Today one of the world’s first digital computers, Colossus has been restarted at Bletchley Park after 14 years of reconstruction.

Colossus was designed and built in the 1940’s to crack German wartime codes. The restart is being given added atmosphere by German radio amateurs who will transmit authentic messages from Germany using an original German Lorenz SZ42 machine. Colossus will try to crack the code.

Apparently, anyone with their own computer who can receive the signal can join in the code-breaking fest. There are three levels of challenge based on the wheel settings of the Lorenz machine in Germany. First up is what could be considered the easier option (which I’d call extremely difficult if not impossible), then medium (which I’d call impossible) and finally “the Killer” (a challenge that could be compared to racing a wheelbarrow against a highly tuned Ferrari). Anyone who fancies having a go can find the transmission details here.

According to Tony Sale the leader of the rebuild project, “a virtual Colossus written to run on a Pentium 2 laptop takes about the same time to break a cipher as Colossus”. The Colossus team are expecting a result sometime tomorrow.

November 12th, 2007

The new white goods


Many marketers use the terms brown and white goods to describe electrical products. Historically white goods were fridges, freezers, washing machines and dishwashers. Brown good were things that I suppose where originally produced in bakerlite - radios, TVs and radiograms (remember, your granny may have had one like this).

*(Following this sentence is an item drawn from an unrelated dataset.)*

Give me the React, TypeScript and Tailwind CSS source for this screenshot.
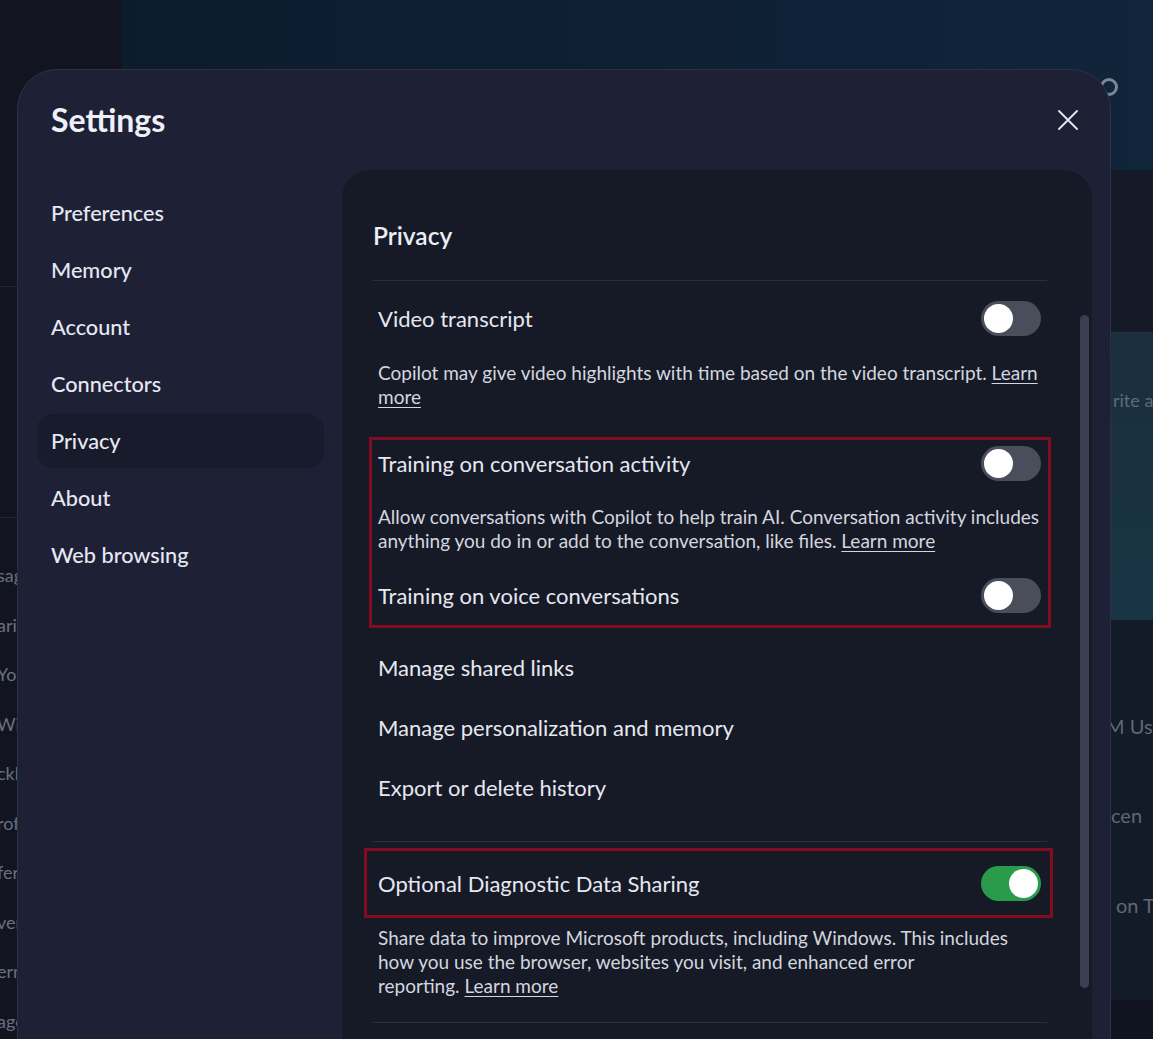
import React from "react";

function Toggle({ on }: { on?: boolean }) {
  return (
    <div
      className={
        on
          ? "flex h-[35px] w-[60px] shrink-0 items-center justify-end rounded-full bg-[#2a9b4b] px-[3px]"
          : "flex h-[35px] w-[60px] shrink-0 items-center rounded-full bg-[#4a4d5a] px-[3px]"
      }
    >
      <div className="h-[29px] w-[29px] rounded-full bg-white" />
    </div>
  );
}

function Learn({ children }: { children: React.ReactNode }) {
  return <span className="underline underline-offset-[3px]">{children}</span>;
}

const navItems = ["Preferences", "Memory", "Account", "Connectors", "Privacy", "About", "Web browsing"];
const leftBits = ["sage", "aria", "You", "Win", "ckl", "rof", "fer", "ver", "ern", "age"];

export default function App() {
  return (
    <div className="relative h-[1039px] w-full overflow-hidden bg-[#11141d] font-['Lato',sans-serif] text-[#e6e8f0]">
      {/* app behind the dialog */}
      <div className="flex h-full">
        <div className="flex w-[122px] shrink-0 flex-col bg-[#12151f]">
          <div className="h-[287px] shrink-0 border-b border-[#222636]" />
          <div className="h-[231px] shrink-0 border-b border-[#222636]" />
          <div className="flex shrink-0 flex-col pt-[33px] text-[18px] leading-[49.5px] text-[#6a7081]">
            {leftBits.map((b) => (
              <span key={b} className="-ml-[3px] whitespace-nowrap">{b}</span>
            ))}
          </div>
        </div>
        <div className="flex flex-1 flex-col">
          <div className="relative h-[170px] shrink-0 bg-gradient-to-r from-[#0d1b2e] to-[#10243a]">
            <div className="absolute left-[978px] top-[78px] h-[18px] w-[18px] rounded-full border-[3px] border-[#7d8696]" />
          </div>
          <div className="h-[163px] shrink-0 border-b border-[#263146] bg-[#141a28]" />
          <div className="h-[287px] shrink-0 bg-gradient-to-b from-[#1a2e3e] to-[#193545] pl-[991px] pt-[54px] text-[18px] text-[#5d6b78]">
            <span className="whitespace-nowrap">rite a</span>
          </div>
          <div className="flex h-[380px] shrink-0 flex-col bg-[#131a28] pt-[92px] text-[20px] leading-[28px] text-[#5f6877]">
            <span className="ml-[984px] whitespace-nowrap">M Us</span>
            <span className="ml-[989px] mt-[61px] whitespace-nowrap">cen</span>
            <span className="ml-[994px] mt-[62px] whitespace-nowrap">on T</span>
          </div>
          <div className="flex-1 bg-[#0f1420]" />
        </div>
      </div>

      {/* settings dialog */}
      <div className="absolute left-[17px] top-[69px] flex h-[1010px] w-[1094px] flex-col rounded-t-[40px] border border-[#2c3148] bg-[#1e2136]">
        <div className="flex items-center justify-between pl-[33px] pr-[32px] pt-[32px]">
          <h1 className="text-[32px] font-bold leading-[36px] text-[#eef0f8]">Settings</h1>
          <svg width="20" height="20" viewBox="0 0 20 20" className="text-[#e6e8f0]">
            <path d="M1 1 19 19M19 1 1 19" stroke="currentColor" strokeWidth="1.8" strokeLinecap="round" />
          </svg>
        </div>

        <div className="mt-[32px] flex flex-1">
          <nav className="ml-[19px] flex w-[287px] shrink-0 flex-col gap-[3px] pt-[16px]">
            {navItems.map((n) => (
              <div
                key={n}
                className={
                  n === "Privacy"
                    ? "flex h-[54px] items-center rounded-[16px] bg-[#181b2b] pl-[14px] text-[21.7px] font-medium text-[#e6e8f2]"
                    : "flex h-[54px] items-center rounded-[16px] pl-[14px] text-[21.7px] font-medium text-[#e6e8f2]"
                }
              >
                {n}
              </div>
            ))}
          </nav>

          <section className="relative ml-[18px] w-[750px] rounded-t-[28px] bg-[#161a27] pl-[31px] pr-[45px] pt-[50px]">
            <h2 className="text-[24.5px] font-semibold leading-[32px] text-[#eceef6]">Privacy</h2>
            <div className="mt-[28px] h-px bg-[#2a2f3f]" />

            <div className="mt-[20px] flex items-center justify-between pl-[5px] pr-[6px]">
              <span className="text-[22px]">Video transcript</span>
              <Toggle />
            </div>
            <p className="mt-[25px] whitespace-nowrap pl-[5px] text-[19px] leading-[24px] text-[#d3d6df]">
              Copilot may give video highlights with time based on the video transcript. <Learn>Learn</Learn>
              <br />
              <Learn>more</Learn>
            </p>

            <div className="-mx-[4px] mt-[28px] border-[3px] border-[#840c22] pb-[12px] pl-[6px] pr-[7px] pt-[6px]">
              <div className="flex items-center justify-between">
                <span className="text-[22px]">Training on conversation activity</span>
                <Toggle />
              </div>
              <p className="mt-[24px] whitespace-nowrap text-[19px] leading-[24px] text-[#d3d6df]">
                Allow conversations with Copilot to help train AI. Conversation activity includes
                <br />
                anything you do in or add to the conversation, like files. <Learn>Learn more</Learn>
              </p>
              <div className="mt-[25px] flex items-center justify-between">
                <span className="text-[22px]">Training on voice conversations</span>
                <Toggle />
              </div>
            </div>

            <div className="mt-[9px] flex flex-col pl-[5px] text-[22px]">
              <div className="flex h-[60px] items-center">Manage shared links</div>
              <div className="flex h-[60px] items-center">Manage personalization and memory</div>
              <div className="flex h-[60px] items-center">Export or delete history</div>
            </div>

            <div className="mt-[24px] h-px bg-[#2a2f3f]" />

            <div className="-ml-[9px] -mr-[6px] mt-[6px] flex items-center justify-between border-[3px] border-[#840c22] pb-[14px] pl-[11px] pr-[9px] pt-[15px]">
              <span className="text-[22px]">Optional Diagnostic Data Sharing</span>
              <Toggle on />
            </div>
            <p className="mt-[8px] whitespace-nowrap pl-[5px] text-[19px] leading-[24px] text-[#d3d6df]">
              Share data to improve Microsoft products, including Windows. This includes
              <br />
              how you use the browser, websites you visit, and enhanced error
              <br />
              reporting. <Learn>Learn more</Learn>
            </p>
            <div className="mt-[24px] h-px bg-[#2a2f3f]" />

            <div className="absolute right-[3px] top-[145px] h-[673px] w-[9px] rounded-full bg-[#3a3f52]" />
          </section>
        </div>
      </div>
    </div>
  );
}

But of course now Apple has redefined ownership of white. What were brown goods items have become white goods. I wonder if white goods will go brown?

November 8th, 2007

Radiohead new album sales

All sorts of conflicting stories about online sales of Radiohead’s new album In Rainbows. Consensus seems to be around 1m downloads with revenue per download at between $5 (£2.50) and $10 (£5)per sale. Apparently, Thom Yorke is keeping quiet. All I can say is a) I did register, but have forgotten to buy it and b) that’s what we used to pay for albums in the late 70’s.